Dissertations and Theses

Date of Award

2020

Document Type

Thesis

Department

Art History

First Advisor

Lise Kjaer

Second Advisor

Harriet F. Senie

Keywords

Contemporary art, food, diaspora, identity, hybridity, anthropology, art history.

Abstract

Food-related artworks are as crucial to understanding culture as other mediums in art like painting, installation, sculpture, and drawings. From Greek and Roman mosaics, Egyptian banquet scenes, to Renaissance frescoes and Flemish still-life paintings, the depiction of food and meals has had multiple meanings. Food as a medium in Western contemporary art was introduced in the 1930s by the Italian Futurists’ banquets, which celebrated modernity and technology underlying social and political commentary. It continued throughout the 1960s with performance art, conceptual art, and happenings, and in the 1970s with the Fluxus movement’s exploration of the boundaries between art and life. During the 1980s and 1990s, food through contemporary art examined issues of gender and identity; additionally, artists presented works based on relational aesthetics.

Besides the inclusion of food in art, it is essential to reflect that food and foodways are a product and reflection of society. In this case, it implies the eating habits and culinary practices of humans. It refers to all the food-related activities shared by a particular group of people. This includes production, consumption, and circulation of food, as well as the correlation to political, cultural, economic, social, and religious ideologies. Central to maintaining life, it implies issues that expose relationships between people and their communities, including diasporas.
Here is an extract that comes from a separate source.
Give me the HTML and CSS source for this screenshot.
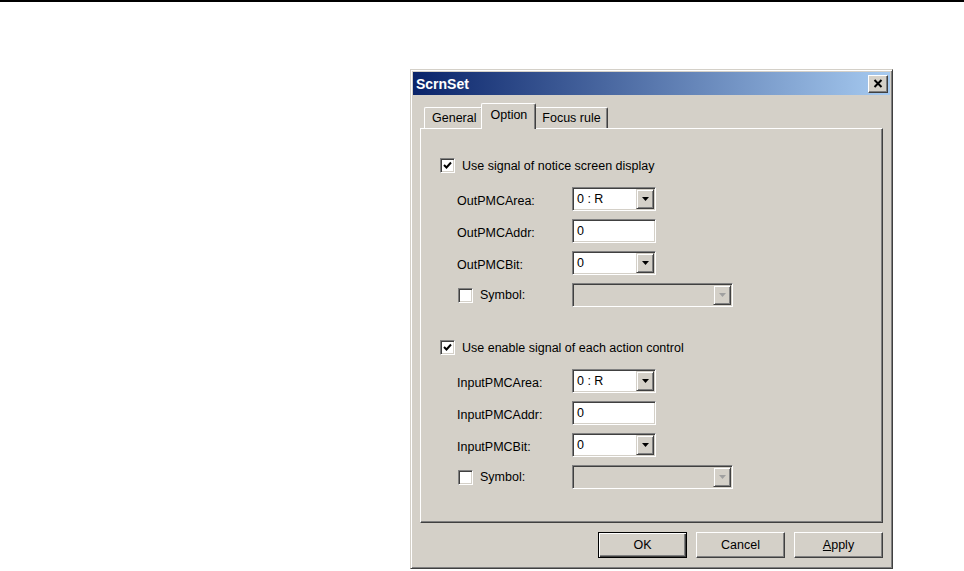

Rituals performed around food are essential to the social structure within diasporas. The incorporation of food as a medium to highlight and address inquiries that arise with diaspora identities are present in the works of Michael Rakowitz (b. 1973), Theaster Gates (b.1973), and Oscar Murillo (b.1986). Similarities and differences in the artists’ works emphasize the effectiveness of food to express distinct diaspora experiences. This thesis explores how these three artists’ creative practices exemplify diverse ways in which contemporary art and food is intertwined with diasporas and issues of identity. Throughout each case study, it will analyze the distinct attempts to reformulate, reclaim and reconstruct a new sense of self by way of the communal rituals of sharing food as an essential agent for a symbolically charged mediation of experiences between cultures triggered by relocation, and the resulting critical political commentary.